See what we've done here ? Each batch of 10 users is now treated separately, and everything will get reset memory-wise as we're issuing a new request for pass. Note: your browser would eventually stop redirecting these after a dozen or so, and a real implementation would use AJAX calls and/or an "http-equiv: Refresh" html "meta" head tag fallback.

The equivalent for the CLI version would be quite similar, as shown below:

$dsn = 'mysql:host=localhost;dbname=drupal';
$username = 'drupal';
$password = 'drupal';
$pdo = new PDO($dsn, $username, $password);
// Do we have a batch "marker" present ?
$i = !empty($argv[1]) ? (int) $argv[1] : 0;
error_log("Processing pass $i");
// Connect to our db and query only 10 users.
$string = "SELECT * FROM users LIMIT $i,10";
$query = $pdo->prepare("$string");
$query->execute();
$results = $query->fetchAll();
// Nothing to do, we've finished.
if (!count($results)) {
  return;
}
foreach ($results as $result) {
  // Perform lengthy operation.
  sleep(1);
}
//Increment our marker.
$i++;
// Call our self again to process next pass.
exec('/usr/bin/php -f ' . __FILE__ . ' ' . $i);

What we end up with here is a parent process driving the processing, and a child process for each pass, each only consuming the memory needed for processing our batch of 10 users. No matter how much passes we process, we know resource consumption will be stable.

Congrats, we have just re-invented the wheel !

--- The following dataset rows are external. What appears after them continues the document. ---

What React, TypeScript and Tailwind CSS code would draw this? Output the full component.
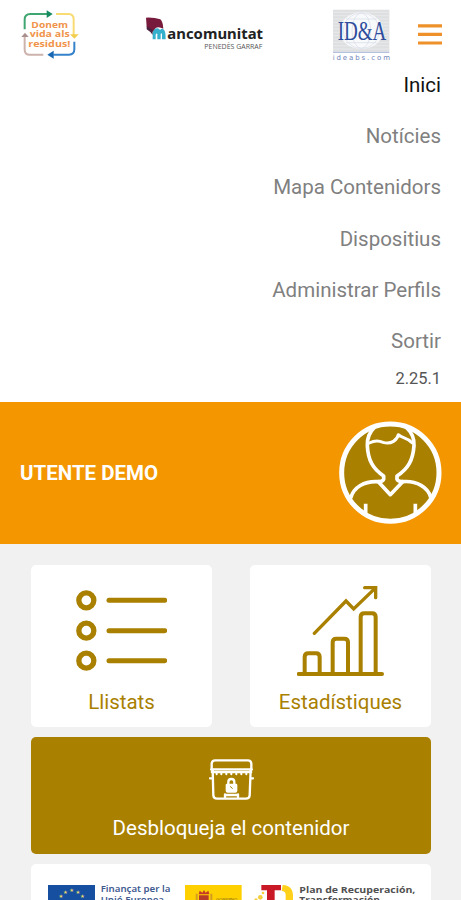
const menu = ['Inici', 'Notícies', 'Mapa Contenidors', 'Dispositius', 'Administrar Perfils', 'Sortir'];

function DonemLogo() {
  return (
    <svg className="h-[50px] w-[58px]" viewBox="0 0 174 150" fill="none" strokeWidth="6">
      <path d="M11 61V32Q11 15 28 15H82" stroke="#3fa571" />
      <path d="M77 4L95 15L77 27Z" fill="#168a61" />
      <path d="M105 15H143Q158 15 158 32V78" stroke="#f8dc72" />
      <path d="M147 76H173L160 89Z" fill="#f3cd4b" />
      <path d="M160 98V121Q160 137 144 137H97" stroke="#3482ca" />
      <path d="M98 125L79 137L98 149Z" fill="#1767b2" />
      <path d="M67 137H26Q11 137 11 122V84" stroke="#ccb3ac" />
      <path d="M1 84L12 71L23 84Z" fill="#a9908c" />
      <g fill="#f0944b" fontFamily="Open Sans, sans-serif" fontWeight="700" fontSize="26">
        <text x="31" y="56" textLength="110" lengthAdjust="spacingAndGlyphs">Donem</text>
        <text x="26" y="85" textLength="120" lengthAdjust="spacingAndGlyphs">vida als</text>
        <text x="22" y="113" textLength="126" lengthAdjust="spacingAndGlyphs">residus!</text>
      </g>
    </svg>
  );
}

function MancomunitatLogo() {
  return (
    <svg className="h-[36px] w-[120px]" viewBox="30 30 360 108">
      <path d="M33 38Q58 37 76 43Q84 51 85 71Q70 63 62 69L54 81L35 65Z" fill="#781a3c" />
      <path d="M35 64L53 74V90Q44 78 35 73Z" fill="#4b2140" />
      <path d="M53 103V86Q54 72 66 70Q73 70 75 75Q83 67 88 76Q92 81 92 103H81V87Q79 83 77 87V103H67V87Q64 83 62 89V103Z" fill="#35b0cc" />
      <text x="97" y="103" textLength="287" lengthAdjust="spacingAndGlyphs" fill="#222" fontFamily="Noto Sans, sans-serif" fontWeight="700" fontSize="45">ancomunitat</text>
      <text x="208" y="132" textLength="174" lengthAdjust="spacingAndGlyphs" fill="#555" fontFamily="Open Sans, sans-serif" fontSize="20">PENEDÈS GARRAF</text>
    </svg>
  );
}

function IdeaLogo() {
  return (
    <svg className="h-[53px] w-[59px]" viewBox="36 26 177 159">
      <path d="M39 28H208V154H39Z" fill="#dedfe1" />
      <path d="M39 36H208M39 46H208M39 56H208M39 66H208M39 76H208M39 86H208M39 96H208M39 106H208M39 116H208M39 126H208M39 136H208M39 146H208" stroke="#e8e9ea" strokeWidth="3" />
      <ellipse cx="124" cy="91" rx="65" ry="55" fill="#f8f9fb" />
      <g fill="none" stroke="#d5dbe6" strokeWidth="2">
        <ellipse cx="124" cy="91" rx="28" ry="53" />
        <ellipse cx="124" cy="91" rx="54" ry="53" />
        <path d="M78 56H170M78 127H170" />
      </g>
      <text x="53" y="120" fontFamily="Liberation Serif, serif" fill="#2e4c9c" fontSize="79" textLength="146" lengthAdjust="spacingAndGlyphs">ID&amp;A</text>
      <path d="M39 156H208" stroke="#a6b5d5" strokeWidth="3" />
      <text x="38" y="179" fontFamily="DejaVu Sans, sans-serif" fontSize="21" fill="#6f84b8" textLength="172">ideabs.com</text>
    </svg>
  );
}

function Avatar() {
  return (
    <svg className="size-[103px]" viewBox="58 63 309 309" fill="none" stroke="#fff" strokeWidth="11" strokeLinecap="round" strokeLinejoin="round">
      <circle cx="212" cy="218" r="146" fill="#a98000" strokeWidth="15" />
      <path d="M164 82C147 99 142 118 143 137C145 181 160 207 192 228V238Q190 245 176 245L212 284L249 245Q235 245 232 238V228C265 207 280 181 283 137C284 118 280 101 261 83" />
      <path d="M149 129C166 120 179 122 190 127C215 135 233 119 236 104C247 115 264 113 277 128" strokeWidth="9" />
      <path d="M176 245C133 242 102 263 94 292M249 245C291 241 326 263 333 292" />
      <path d="M138 311V341M287 311V341" strokeLinecap="butt" />
    </svg>
  );
}

function ListIcon() {
  return (
    <svg className="h-[81px] w-[91px]" viewBox="168 105 273 243" fill="none" stroke="#a98000" strokeLinecap="round">
      {[136, 227, 317].map((y) => (
        <g key={y}>
          <circle cx="199" cy={y} r="22.5" strokeWidth="16" />
          <path d={`M267 ${y}H434`} strokeWidth="15" />
        </g>
      ))}
    </svg>
  );
}

function ChartIcon() {
  return (
    <svg className="h-[90px] w-[87px]" viewBox="172 92 261 270" fill="none" stroke="#a98000" strokeWidth="12" strokeLinecap="round">
      <path d="M177 356H427" />
      <path d="M195 355V305Q195 294 206 294H229Q240 294 240 305V355M279 355V261Q279 250 290 250H314Q325 250 325 261V355M363 355V185Q363 174 374 174H397Q408 174 408 185V355" />
      <path d="M224 234L319 137L342 161L406 99M375 97H408V127" strokeWidth="10" />
    </svg>
  );
}

function ContainerIcon() {
  return (
    <svg className="h-[41px] w-[45px]" viewBox="355 73 135 123" fill="none" stroke="#fff" strokeWidth="7" strokeLinecap="round" strokeLinejoin="round">
      <path d="M363 105V88Q363 77 374 77H471Q482 77 482 88V105" />
      <path d="M362 104H483" />
      <path d="M364 112H481" strokeWidth="8" />
      <path d="M378 116V119M392 116V119M407 116V119M422 116V119M437 116V119M452 116V119M467 116V119" strokeWidth="6" />
      <path d="M366 105L368 182Q369 192 379 192H466Q476 192 477 182L480 105M358 131H367M479 131H487M403 191V179M442 191V179M403 181H442" />
      <path d="M413 150V142Q413 133 422 133Q431 133 431 142V150" strokeWidth="7" />
      <path d="M405 151Q405 147 409 147H436Q440 147 440 151V168Q440 174 434 174H411Q405 174 405 168Z" fill="#fff" stroke="none" />
      <path d="M419 156L425 161" stroke="#a98000" strokeWidth="3" />
    </svg>
  );
}

function FundingLogos() {
  return (
    <svg className="h-9 w-full" viewBox="0 0 1200 108">
      {/* European Union */}
      <path d="M51 63H192V108H51Z" fill="#164fa0" />
      <g fill="#e8dc70" fontSize="16" fontFamily="DejaVu Sans, sans-serif" textAnchor="middle">
        <text x="122" y="85">★</text>
        <text x="103" y="90">★</text>
        <text x="141" y="90">★</text>
        <text x="90" y="103">★</text>
        <text x="154" y="103">★</text>
      </g>
      <g fill="#405a90" fontFamily="Noto Sans, sans-serif" fontWeight="600" fontSize="25">
        <text x="209" y="83" textLength="209" lengthAdjust="spacingAndGlyphs">Finançat per la</text>
        <text x="209" y="116" textLength="190" lengthAdjust="spacingAndGlyphs">Unió Europea</text>
      </g>
      {/* Spanish government */}
      <path d="M462 63H632V108H462Z" fill="#ffd000" />
      <path d="M494 89H500V108H494ZM538 89H544V108H538Z" fill="#d49d22" />
      <path d="M504 94H533V108H504Z" fill="#b83b27" />
      <path d="M503 91L506 80L514 86L519 78L524 86L532 80L535 91Z" fill="#c63b28" />
      <text x="555" y="110" fill="#806718" fontFamily="Open Sans, sans-serif" fontSize="13" textLength="64">GOBIERNO</text>
      {/* Recovery plan */}
      <path d="M691 63H750V79H731V108H708V79H691Z" fill="#c91926" />
      <path d="M755 63C778 63 786 79 786 94V108H764V92Q764 82 752 81Z" fill="#ffd11a" />
      <circle cx="688" cy="100" r="7" fill="#f5ce3f" />
      <circle cx="696" cy="87" r="4" fill="#f5ce3f" />
      <circle cx="675" cy="108" r="5" fill="#f5ce3f" />
      <g fill="#505050" fontFamily="Open Sans, sans-serif" fontWeight="700" fontSize="24">
        <text x="805" y="87" textLength="348" lengthAdjust="spacingAndGlyphs">Plan de Recuperación,</text>
        <text x="805" y="117" textLength="242" lengthAdjust="spacingAndGlyphs">Transformación</text>
      </g>
    </svg>
  );
}

export default function App() {
  return (
    <div className="flex h-[900px] w-[461px] flex-col overflow-hidden bg-[#f1f1f1] font-[Roboto,sans-serif]">
      <div className="h-[401.5px] shrink-0 bg-white">
        <header className="flex h-[60px] items-start">
          <div className="ml-[21px] mt-[9px]"><DonemLogo /></div>
          <div className="ml-[66px] mt-[15px]"><MancomunitatLogo /></div>
          <div className="ml-[67px] mt-[9px]"><IdeaLogo /></div>
          <button className="ml-[27px] mt-6" aria-label="Menu">
            <svg className="h-[21px] w-6" viewBox="0 0 24 21" stroke="#ee912a" strokeWidth="3.2">
              <path d="M0 1.8H24M0 10.4H24M0 19H24" />
            </svg>
          </button>
        </header>
        <nav className="flex flex-col pr-5 text-right text-[20.5px] text-[#808080]">
          {menu.map((item, i) => (
            <a key={item} className={`h-[51.2px] leading-[51.2px] ${i === 0 ? 'text-[#111]' : ''}`}>
              {item}
            </a>
          ))}
        </nav>
        <p className="pr-5 pt-px text-right text-[16.4px] leading-[22px] text-[#555]">2.25.1</p>
      </div>

      <section className="flex h-[142.5px] shrink-0 items-start justify-between bg-[#f39600] pl-5 pr-[19px] pt-[19.5px]">
        <h1 className="pt-px text-[20.5px] font-bold leading-[103px] text-white">UTENTE DEMO</h1>
        <Avatar />
      </section>

      <main className="flex flex-col gap-2.5 pl-[31px] pr-[30px] pt-[21px]">
        <div className="flex justify-between text-[20.5px] text-[#a98000]">
          <div className="flex h-[162px] w-[181px] flex-col items-center rounded-[5px] bg-white pt-[25px]">
            <ListIcon />
            <span className="mt-4 leading-[30px]">Llistats</span>
          </div>
          <div className="flex h-[162px] w-[181px] flex-col items-center rounded-[5px] bg-white pt-[21px]">
            <ChartIcon />
            <span className="mt-[11px] leading-[30px]">Estadístiques</span>
          </div>
        </div>
        <button className="flex h-[117px] flex-col items-center rounded-[5px] bg-[#a98000] pt-[22px] text-[20.5px] text-white">
          <ContainerIcon />
          <span className="mt-[13px] leading-[30px]">Desbloqueja el contenidor</span>
        </button>
        <div className="h-20 overflow-hidden rounded-[5px] bg-white">
          <FundingLogos />
        </div>
      </main>
    </div>
  );
}
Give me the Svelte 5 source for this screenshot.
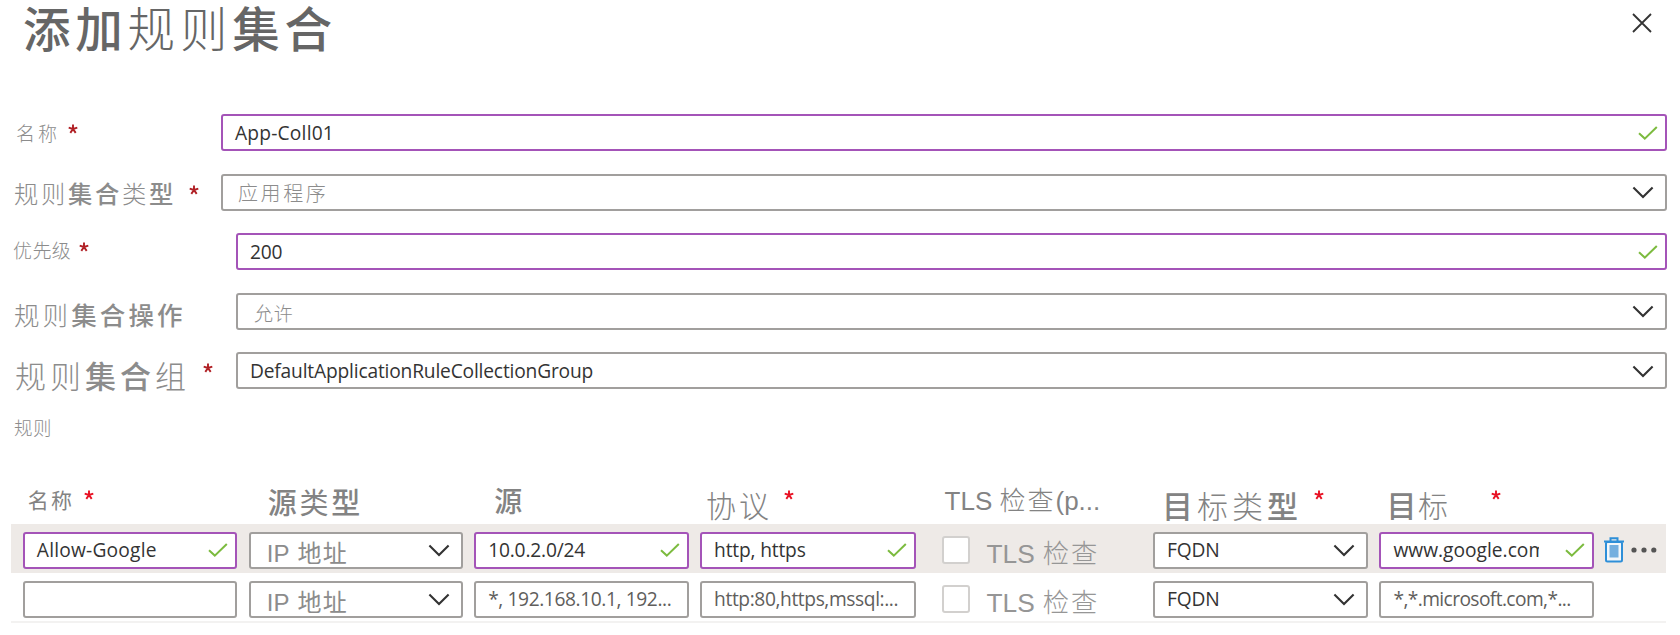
<script>
  // Each label is a list of [text, weight class] runs.
  const fields = [
    { id: 'name', label: [['名称', 'thin']], required: true, value: 'App-Coll01', kind: 'valid' },
    { id: 'type', label: [['规则', 'thin'], ['集合', 'medium'], ['类', 'thin'], ['型', 'medium']], required: true, value: '应用程序', kind: 'select', cjk: true },
    { id: 'priority', label: [['优先级', 'thin']], required: true, value: '200', kind: 'valid' },
    { id: 'action', label: [['规则', 'thin'], ['集合操作', 'medium']], required: false, value: '允许', kind: 'select', cjk: true },
    { id: 'group', label: [['规则', 'thin'], ['集合', 'medium'], ['组', 'thin']], required: true, value: 'DefaultApplicationRuleCollectionGroup', kind: 'select' }
  ];

  const columns = [
    { id: 'c-name', label: [['名称', 'regular']], required: true },
    { id: 'c-srctype', label: [['源', 'medium'], ['类', 'regular'], ['型', 'medium']] },
    { id: 'c-src', label: [['源', 'medium']] },
    { id: 'c-proto', label: [['协议', 'thin']], required: true },
    { id: 'c-tls', label: [['TLS ', 'latin'], ['检查', 'thin'], ['(p...', 'latin']] },
    { id: 'c-dsttype', label: [['目', 'medium'], ['标类', 'thin'], ['型', 'medium']], required: true },
    { id: 'c-dst', label: [['目', 'medium'], ['标', 'thin']], required: true }
  ];

  const rows = [
    { active: true, name: 'Allow-Google', src: '10.0.2.0/24', proto: 'http, https', dst: 'www.google.com' },
    { active: false, name: '', src: '*, 192.168.10.1, 192...', proto: 'http:80,https,mssql:...', dst: '*,*.microsoft.com,*...' }
  ];
</script>

{#snippet check()}
  <svg class="check" viewBox="0 0 20 14" width="20" height="14"><path d="M1 7.2 6.8 12.6 18.8 1" /></svg>
{/snippet}

{#snippet chevron()}
  <svg class="chevron" viewBox="0 0 22 13" width="22" height="13"><path d="M1.4 1.4 11 11 20.6 1.4" /></svg>
{/snippet}

{#snippet star()}
  <svg class="star" viewBox="0 0 10 10" width="10" height="10"><path d="M5 5V.5M5 5 .7 3.7M5 5 9.3 3.7M5 5 2.3 8.9M5 5 7.7 8.9" /></svg>
{/snippet}

{#snippet runs(list)}
  <span class="runs">{#each list as [text, weight]}<span class={weight}>{text}</span>{/each}</span>
{/snippet}

{#snippet cell(value, active, id)}
  <div class={['box', id, { valid: active, hint: !active }]}>
    <span class="value">{value}</span>
    {#if active}{@render check()}{/if}
  </div>
{/snippet}

<main>
  <header>
    <h1>{@render runs([['添加', 'medium'], ['规则', 'thin'], ['集合', 'medium']])}</h1>
    <svg class="close" viewBox="0 0 20 20" width="20" height="20"><path d="M1 1 19 19M19 1 1 19" /></svg>
  </header>

  <section class="form">
    {#each fields as f}
      <div class={['field', f.id]}>
        <div class="label">
          {@render runs(f.label)}
          {#if f.required}{@render star()}{/if}
        </div>
        <div class={['box', { valid: f.kind === 'valid' }]}>
          <span class={['value', { cjk: f.cjk }]}>{f.value}</span>
          {#if f.kind === 'valid'}{@render check()}{:else}{@render chevron()}{/if}
        </div>
      </div>
    {/each}
  </section>

  <h2>{@render runs([['规则', 'thin']])}</h2>

  <section class="table">
    <div class="grid head">
      {#each columns as c}
        <div class={['th', c.id]}>
          {@render runs(c.label)}
          {#if c.required}{@render star()}{/if}
        </div>
      {/each}
    </div>
    {#each rows as r}
      <div class={['grid', 'row', { active: r.active }]}>
        {@render cell(r.name, r.active, 'name')}
        <div class="box ip"><span class="value addr"><span class="latin">IP</span><span class="regular">地址</span></span>{@render chevron()}</div>
        {@render cell(r.src, r.active, 'src')}
        {@render cell(r.proto, r.active, 'proto')}
        <div class="tls"><i></i><span class="latin">TLS</span><span class="thin">检查</span></div>
        <div class="box fqdn"><span class="value">FQDN</span>{@render chevron()}</div>
        {@render cell(r.dst, r.active, 'dst')}
        {#if r.active}
          <div class="tools">
            <svg viewBox="0 0 22 26" width="22" height="26">
              <rect x="3" y="5" width="16" height="19.5" rx="1.5" fill="#f3f7fa" stroke="#2e8fd8" stroke-width="2" />
              <rect x="6.5" y="8" width="9" height="12.5" fill="#74afdf" />
              <path d="M1 4.4H21M7.5 4V1.3h7V4" fill="none" stroke="#2e8fd8" stroke-width="2" />
            </svg>
            <svg viewBox="0 0 26 6" width="26" height="6" fill="#555"><circle cx="3" cy="3" r="2.6" /><circle cx="13" cy="3" r="2.6" /><circle cx="22.8" cy="3" r="2.6" /></svg>
          </div>
        {/if}
      </div>
    {/each}
  </section>
</main>

<style>
  :global(body) { background: #fff; }
  main {
    box-sizing: border-box;
    width: 1680px;
    height: 635px;
    overflow: hidden;
    color: #8c8c8c;
    font-family: 'Noto Sans CJK SC', sans-serif;
  }
  svg { flex: none; display: block; }
  h1, h2 { margin: 0; font-weight: 400; }
  .runs { display: flex; align-items: baseline; line-height: 1; white-space: pre; }
  .thin { font-weight: 300; }
  .regular { font-weight: 400; }
  .medium { font-weight: 500; }
  .latin { font-family: 'Liberation Sans', sans-serif; letter-spacing: 0; }

  header {
    display: flex;
    justify-content: space-between;
    height: 114px;
    padding: 3px 28px 0 23px;
    box-sizing: border-box;
  }
  h1 { color: #666; font-size: 47.5px; letter-spacing: 4.8px; }
  .close { margin-top: 10px; }
  .close path { fill: none; stroke: #333; stroke-width: 1.8; }

  .form { display: flex; flex-direction: column; gap: 22.6px; }
  .field { display: grid; grid-template-columns: 221px 1445.5px; height: 37px; }
  .priority, .action, .group { grid-template-columns: 236px 1430.5px; }
  .label { display: flex; align-items: flex-start; }
  .star path { fill: none; stroke: #b01f24; stroke-width: 1.9; }
  .head .star path { stroke: #e81123; }

  .name .label { padding: 9px 0 0 16px; font-size: 19px; letter-spacing: 3px; }
  .name .star { margin: 1px 0 0 8px; }
  .type .label { padding: 7px 0 0 14px; font-size: 24.3px; letter-spacing: 2.7px; }
  .type .star { margin: 4px 0 0 13px; }
  .priority .label { padding: 7px 0 0 13px; font-size: 19px; letter-spacing: .4px; }
  .priority .star { margin: 2px 0 0 8px; }
  .action .label { padding: 8px 0 0 14px; font-size: 25.5px; letter-spacing: 3.1px; }
  .group .label { padding: 7px 0 0 15px; font-size: 31px; letter-spacing: 4px; }
  .group .star { margin: 4px 0 0 13px; }

  .box {
    box-sizing: border-box;
    display: flex;
    align-items: center;
    justify-content: space-between;
    height: 37px;
    min-width: 0;
    padding: 0 11px 0 12px;
    border: 2px solid #a19f9d;
    border-radius: 3px;
    background: #fff;
  }
  .box.valid { border-color: #a454b8; padding-right: 7px; }
  .value {
    color: #333;
    font-family: 'Open Sans', sans-serif;
    font-size: 19.2px;
    line-height: 28px;
    letter-spacing: -.18px;
    white-space: pre;
  }
  .form .value { padding-top: 1px; }
  .form .value.cjk { color: #8c8c8c; font-family: 'Noto Sans CJK SC', sans-serif; font-weight: 300; font-size: 20px; letter-spacing: 2.6px; padding-left: 3px; }
  .form .action .value.cjk { font-size: 19px; letter-spacing: .7px; padding: 3px 0 0 4px; }
  .form .name .value { letter-spacing: .2px; }
  .hint .value { color: #605e5c; letter-spacing: -.4px; }
  .hint.dst .value { letter-spacing: -.6px; }
  .row.active .name .value { letter-spacing: .2px; }
  .check path { fill: none; stroke: #7cbb3f; stroke-width: 2; }
  .chevron path { fill: none; stroke: #333; stroke-width: 2.1; }
  .form .chevron, .row .chevron { margin-top: 1px; }

  h2 { box-sizing: border-box; padding: 29px 0 0 14px; height: 59.6px; font-size: 18.5px; letter-spacing: .6px; }

  .table { width: 1655px; margin-left: 11px; }
  .grid {
    display: grid;
    grid-template-columns: 214.5px 214px 214.5px 216px 214px 215px 214.5px 60px;
    column-gap: 11.45px;
    padding-left: 11.8px;
  }
  .head { height: 75px; color: #838383; }
  .th { display: flex; align-items: flex-start; }
  .c-name { padding: 40px 0 0 5px; font-size: 21px; letter-spacing: 2.2px; }
  .c-name .star { margin: 1px 0 0 10px; }
  .c-srctype { padding: 38px 0 0 19px; font-size: 29px; letter-spacing: 2.7px; }
  .c-src { padding: 37px 0 0 20px; font-size: 28px; }
  .c-proto { padding: 40px 0 0 6px; font-size: 30px; letter-spacing: 3px; }
  .c-proto .star { margin: 1px 0 0 12px; }
  .c-tls { padding: 37px 0 0 17px; font-size: 26px; letter-spacing: 2px; }
  .c-dsttype { padding: 40px 0 0 9px; font-size: 31px; letter-spacing: 4px; }
  .c-dsttype .star { margin: 1px 0 0 12px; }
  .c-dst { padding: 40px 0 0 7px; font-size: 30px; letter-spacing: 1.6px; }
  .c-dst .star { margin: 1px 0 0 41px; }

  .row { height: 50px; padding-top: 8px; border-bottom: 2px solid #f3f2f1; box-sizing: border-box; }
  .row.active { height: 49px; background: #eeeae7; border-bottom: 0; }
  .row .value { padding-bottom: 1px; }
  .row .addr { display: flex; align-items: baseline; gap: 8px; padding: 5px 0 0 4px; color: #8c8c8c; font-size: 24px; line-height: 28px; letter-spacing: 1.4px; font-family: 'Noto Sans CJK SC', sans-serif; }
  .valid.dst .value { width: 146px; overflow: hidden; }
  .row.active .dst .value { letter-spacing: 0; }
  .tls { display: flex; align-items: baseline; height: 37px; padding-left: 14px; font-size: 26.3px; line-height: 39px; color: #969696; }
  .tls i { box-sizing: border-box; width: 28px; height: 28px; align-self: center; margin-right: 17px; border: 2px solid #d2d0ce; border-radius: 3px; background: #fff; }
  .tls .latin { margin-right: 8px; }
  .tls .thin { letter-spacing: 2px; }
  .tools { display: flex; align-items: center; gap: 6px; height: 37px; margin-left: -2px; }
</style>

It should be obvious you MUST NOT reuse these snippets "as is", they are wrong in all manners (bypassing PDO prepared statements, relying on passed arguments, etc), and won't really work beside illustrating the general principles. You should instead use the likely ready to use mechanism provided by your platform of choice. In the case of Drupal, we're talking about the Batch API (and its countepart Drush implementation drush_backend_batch_process()).

Hopefully, however, it should make it more clear how this operates in the background, and what benefits we can expect from such mechanisms.